==== Collected data ====

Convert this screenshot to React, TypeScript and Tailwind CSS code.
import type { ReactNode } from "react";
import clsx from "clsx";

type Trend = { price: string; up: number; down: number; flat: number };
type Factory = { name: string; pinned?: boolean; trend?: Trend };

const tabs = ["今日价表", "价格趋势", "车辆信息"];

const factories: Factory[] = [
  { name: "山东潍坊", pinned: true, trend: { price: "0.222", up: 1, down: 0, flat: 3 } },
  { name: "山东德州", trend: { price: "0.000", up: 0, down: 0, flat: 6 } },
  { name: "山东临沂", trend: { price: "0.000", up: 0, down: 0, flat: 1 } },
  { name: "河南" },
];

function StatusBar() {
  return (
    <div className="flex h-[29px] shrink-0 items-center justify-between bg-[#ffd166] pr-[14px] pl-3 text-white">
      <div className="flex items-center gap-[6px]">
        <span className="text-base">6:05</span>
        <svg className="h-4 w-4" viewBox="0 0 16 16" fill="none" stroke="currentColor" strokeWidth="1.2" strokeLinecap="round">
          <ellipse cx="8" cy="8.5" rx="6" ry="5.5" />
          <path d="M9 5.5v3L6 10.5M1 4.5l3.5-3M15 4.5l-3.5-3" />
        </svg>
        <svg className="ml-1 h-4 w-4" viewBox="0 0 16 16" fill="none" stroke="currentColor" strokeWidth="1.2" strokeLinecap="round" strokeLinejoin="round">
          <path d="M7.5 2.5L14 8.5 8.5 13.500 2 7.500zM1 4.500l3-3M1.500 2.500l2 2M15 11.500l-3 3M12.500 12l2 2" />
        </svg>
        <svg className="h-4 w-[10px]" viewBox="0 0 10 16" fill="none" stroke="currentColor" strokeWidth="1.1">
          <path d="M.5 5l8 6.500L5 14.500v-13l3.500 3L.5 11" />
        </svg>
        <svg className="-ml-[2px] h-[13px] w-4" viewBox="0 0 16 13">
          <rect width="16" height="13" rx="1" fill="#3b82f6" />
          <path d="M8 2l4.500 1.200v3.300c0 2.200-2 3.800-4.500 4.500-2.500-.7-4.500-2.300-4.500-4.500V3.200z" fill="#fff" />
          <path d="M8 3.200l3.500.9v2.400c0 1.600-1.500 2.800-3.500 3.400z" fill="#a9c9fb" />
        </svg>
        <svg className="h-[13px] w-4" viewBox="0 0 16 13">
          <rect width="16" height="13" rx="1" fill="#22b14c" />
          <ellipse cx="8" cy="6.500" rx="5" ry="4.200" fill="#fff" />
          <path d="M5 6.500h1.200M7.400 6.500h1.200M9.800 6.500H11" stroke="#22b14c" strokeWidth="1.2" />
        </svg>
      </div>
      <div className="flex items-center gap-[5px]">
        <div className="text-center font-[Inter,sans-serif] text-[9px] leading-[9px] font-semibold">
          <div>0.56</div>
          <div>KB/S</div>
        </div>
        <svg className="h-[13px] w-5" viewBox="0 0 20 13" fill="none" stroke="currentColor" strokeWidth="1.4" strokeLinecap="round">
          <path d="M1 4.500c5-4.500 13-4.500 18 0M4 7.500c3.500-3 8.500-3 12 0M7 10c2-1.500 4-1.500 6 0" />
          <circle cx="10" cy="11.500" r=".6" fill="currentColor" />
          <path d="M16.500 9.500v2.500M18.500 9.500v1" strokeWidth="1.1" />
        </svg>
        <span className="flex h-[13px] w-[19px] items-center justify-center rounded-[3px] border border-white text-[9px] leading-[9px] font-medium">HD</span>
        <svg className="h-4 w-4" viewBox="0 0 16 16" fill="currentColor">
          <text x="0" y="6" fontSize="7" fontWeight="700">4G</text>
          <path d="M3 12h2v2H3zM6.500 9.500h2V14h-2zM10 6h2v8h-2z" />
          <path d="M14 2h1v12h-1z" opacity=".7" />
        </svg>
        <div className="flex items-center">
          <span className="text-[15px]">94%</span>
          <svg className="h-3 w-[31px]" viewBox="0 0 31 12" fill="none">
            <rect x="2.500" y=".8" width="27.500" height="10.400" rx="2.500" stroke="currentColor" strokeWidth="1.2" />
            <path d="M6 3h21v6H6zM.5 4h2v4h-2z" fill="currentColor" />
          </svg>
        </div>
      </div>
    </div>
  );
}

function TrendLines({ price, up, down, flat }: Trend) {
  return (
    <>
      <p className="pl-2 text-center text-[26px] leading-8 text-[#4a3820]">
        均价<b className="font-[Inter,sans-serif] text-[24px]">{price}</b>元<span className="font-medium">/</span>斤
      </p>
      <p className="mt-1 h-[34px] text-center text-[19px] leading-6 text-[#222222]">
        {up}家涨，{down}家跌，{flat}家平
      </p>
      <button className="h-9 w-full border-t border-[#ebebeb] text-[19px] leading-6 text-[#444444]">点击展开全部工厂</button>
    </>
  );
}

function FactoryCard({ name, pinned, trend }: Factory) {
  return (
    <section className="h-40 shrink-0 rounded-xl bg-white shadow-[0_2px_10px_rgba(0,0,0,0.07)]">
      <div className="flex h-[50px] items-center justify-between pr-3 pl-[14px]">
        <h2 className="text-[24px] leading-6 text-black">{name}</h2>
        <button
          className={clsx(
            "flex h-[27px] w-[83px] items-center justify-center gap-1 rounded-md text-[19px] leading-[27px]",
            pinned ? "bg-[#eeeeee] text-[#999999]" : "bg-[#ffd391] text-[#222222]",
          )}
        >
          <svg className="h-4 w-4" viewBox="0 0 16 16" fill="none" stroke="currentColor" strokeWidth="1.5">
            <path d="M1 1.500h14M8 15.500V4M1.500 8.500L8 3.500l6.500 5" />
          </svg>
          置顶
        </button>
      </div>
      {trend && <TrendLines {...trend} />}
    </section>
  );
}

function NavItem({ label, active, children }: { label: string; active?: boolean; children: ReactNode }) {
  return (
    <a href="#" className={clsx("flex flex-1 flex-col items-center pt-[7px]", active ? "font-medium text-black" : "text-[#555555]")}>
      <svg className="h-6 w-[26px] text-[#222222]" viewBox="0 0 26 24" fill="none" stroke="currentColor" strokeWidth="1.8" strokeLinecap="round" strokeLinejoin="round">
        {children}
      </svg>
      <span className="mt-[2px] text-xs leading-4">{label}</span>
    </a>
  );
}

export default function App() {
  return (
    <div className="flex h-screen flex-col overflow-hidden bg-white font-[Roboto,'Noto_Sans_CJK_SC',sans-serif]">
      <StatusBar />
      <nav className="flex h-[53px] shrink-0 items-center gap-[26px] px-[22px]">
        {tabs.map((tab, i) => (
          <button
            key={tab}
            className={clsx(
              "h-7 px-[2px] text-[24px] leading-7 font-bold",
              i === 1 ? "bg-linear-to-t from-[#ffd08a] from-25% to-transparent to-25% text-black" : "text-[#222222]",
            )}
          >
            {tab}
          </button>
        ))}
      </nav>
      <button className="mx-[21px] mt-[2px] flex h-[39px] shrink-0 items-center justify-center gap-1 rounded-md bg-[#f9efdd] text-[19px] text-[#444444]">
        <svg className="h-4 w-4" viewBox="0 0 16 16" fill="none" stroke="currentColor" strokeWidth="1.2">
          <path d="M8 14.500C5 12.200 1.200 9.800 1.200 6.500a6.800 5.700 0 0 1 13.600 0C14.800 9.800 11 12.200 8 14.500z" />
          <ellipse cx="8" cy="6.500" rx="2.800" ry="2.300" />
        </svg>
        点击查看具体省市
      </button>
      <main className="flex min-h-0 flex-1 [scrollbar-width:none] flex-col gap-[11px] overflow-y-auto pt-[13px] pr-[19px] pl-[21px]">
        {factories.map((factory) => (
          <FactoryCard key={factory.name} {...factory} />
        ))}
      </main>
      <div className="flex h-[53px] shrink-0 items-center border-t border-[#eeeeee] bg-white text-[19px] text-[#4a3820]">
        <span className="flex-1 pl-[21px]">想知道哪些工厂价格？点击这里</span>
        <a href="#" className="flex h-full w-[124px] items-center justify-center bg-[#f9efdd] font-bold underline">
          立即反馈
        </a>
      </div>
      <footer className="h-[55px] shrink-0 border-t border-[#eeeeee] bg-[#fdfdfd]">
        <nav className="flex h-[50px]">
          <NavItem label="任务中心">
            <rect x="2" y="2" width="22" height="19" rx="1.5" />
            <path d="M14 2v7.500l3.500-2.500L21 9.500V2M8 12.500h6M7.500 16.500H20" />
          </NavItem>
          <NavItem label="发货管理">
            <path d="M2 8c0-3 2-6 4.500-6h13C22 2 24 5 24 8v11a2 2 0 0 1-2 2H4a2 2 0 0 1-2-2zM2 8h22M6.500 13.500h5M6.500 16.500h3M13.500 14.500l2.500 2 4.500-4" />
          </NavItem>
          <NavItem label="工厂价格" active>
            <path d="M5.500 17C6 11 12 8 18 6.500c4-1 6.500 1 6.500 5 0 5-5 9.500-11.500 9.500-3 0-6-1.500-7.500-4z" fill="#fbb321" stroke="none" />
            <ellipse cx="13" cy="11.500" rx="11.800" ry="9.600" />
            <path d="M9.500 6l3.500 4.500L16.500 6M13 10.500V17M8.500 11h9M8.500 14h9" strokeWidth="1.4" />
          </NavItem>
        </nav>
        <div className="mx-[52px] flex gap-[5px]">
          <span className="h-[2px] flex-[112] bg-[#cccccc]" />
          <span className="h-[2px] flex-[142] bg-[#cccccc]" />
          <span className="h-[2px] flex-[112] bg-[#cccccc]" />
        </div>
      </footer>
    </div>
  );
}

====

(Your task) Quote only the stretch of lines that starts the data above and ends with the line containing "string; pinned?: boolean;", both included.

(Output)
Convert this screenshot to React, TypeScript and Tailwind CSS code.
import type { ReactNode } from "react";
import clsx from "clsx";

type Trend = { price: string; up: number; down: number; flat: number };
type Factory = { name: string; pinned?: boolean; trend?: Trend };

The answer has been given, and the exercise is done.